Filha, peço-te perdão

Às 30 semanas de gravidez, estava já em contagem decrescente para te ter nos braços, quando me disseram que poderias não ser a filha perfeita que tanto sonhei. Da suspeita à confirmação foi um instante. O rastreio negativo, as ecografias normais, tudo enganos, porque o teu cromossoma extra sempre lá esteve.

E é no momento em que me apresentaram a tua deficiência que reside o meu remorso. No momento em que descobri que tinhas trissomia 21, eu não te quis. Em poucos minutos traçaram-te o destino. E eu não queria aquele destino para ti.
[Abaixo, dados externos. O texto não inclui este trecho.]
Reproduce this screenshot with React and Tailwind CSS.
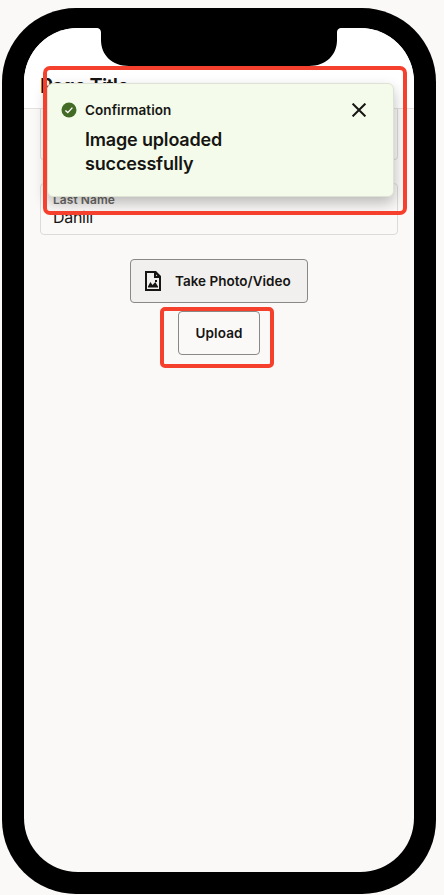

Da conversa com o geneticista guardo apenas alguns flashes. Lembro-me de ter duvidado do resultado mesmo com o cariótipo na mão. Lembro-me de ter chorado muito e cada vez mais à medida que me relatavam como seria a tua existência. Lembro-me das primeiras palavras: “a sua filha será, no mínimo,  uma deficiente intelectual profunda”. Depois veio a lista daquilo que nunca serias e nunca farias. Não sei exatamente em que ponto da conversa, mas despejaram-me em cima uma lista de patologias que poderias trazer contigo ou desenvolver ao longo da vida. Retive algumas: cardiopatias, problemas de visão e audição, mau funcionamento da tiroide, problemas gástricos, leucemia… Perguntaram-me se queria visitar alguma instituição, se queria ver o que esperar de ti.

E, filha, por muito que me doa dizer isto, quando saí daquela sala, estava convicta de que não te queria.

Eu não te queria por egoísmo, porque naquele momento só pensei no meu medo, na minha falta de dinheiro e na sobrecarga de trabalho que teria com todas as consultas e terapias que a tua condição exige. Naquele momento só pensei em mim, logo eu que te desejei tanto, que esperei tanto por ti, esqueci-me que eras apenas um bebé e que necessitavas somente do mesmo que qualquer bebé.

Eu não te queria pela pressão de ter que decidir em contra relógio se merecias ou não viver, pela pressão do futuro que tinham acabado de te traçar e pela pressão do que os outros haveriam de pensar ou fazer-te sofrer. Como se se conseguisse prever à partida a vida de alguém! Bem sei que não posso proteger-te sempre nem para sempre, mas, enquanto viver, posso lutar por ti e contigo para que sejas apenas uma entre iguais.

Eu não te queria por ignorância, porque não sabia que tudo se resume a muito amor, fé, trabalho, perseverança e superação. Isto é a minha trissomia, muito diferente daquilo em que me fizeram acreditar.  Ninguém me falou dos casos de sucesso. Ninguém me disse como a maioria dos pais de pessoas com trissomia são gratos por tê-las nas suas vidas e são felizes. Ninguém me disse que, apesar das probabilidades estarem contra ti,  serias uma menina fantástica, uma lutadora, e que nós também poderíamos ser tão mais felizes por te ter connosco.

Por ter duvidado de ti, mesmo que por instantes, eu nunca deixarei de te pedir perdão. Hoje sei que o teu diagnóstico faz parte do que és, mas não é o teu destino. Agradeço-te tanto por me teres escolhido para ser tua mãe. Talvez não sejas a filha que todos gostariam de ter, mas eu digo-te com todo o meu amor: és a minha filha perfeita!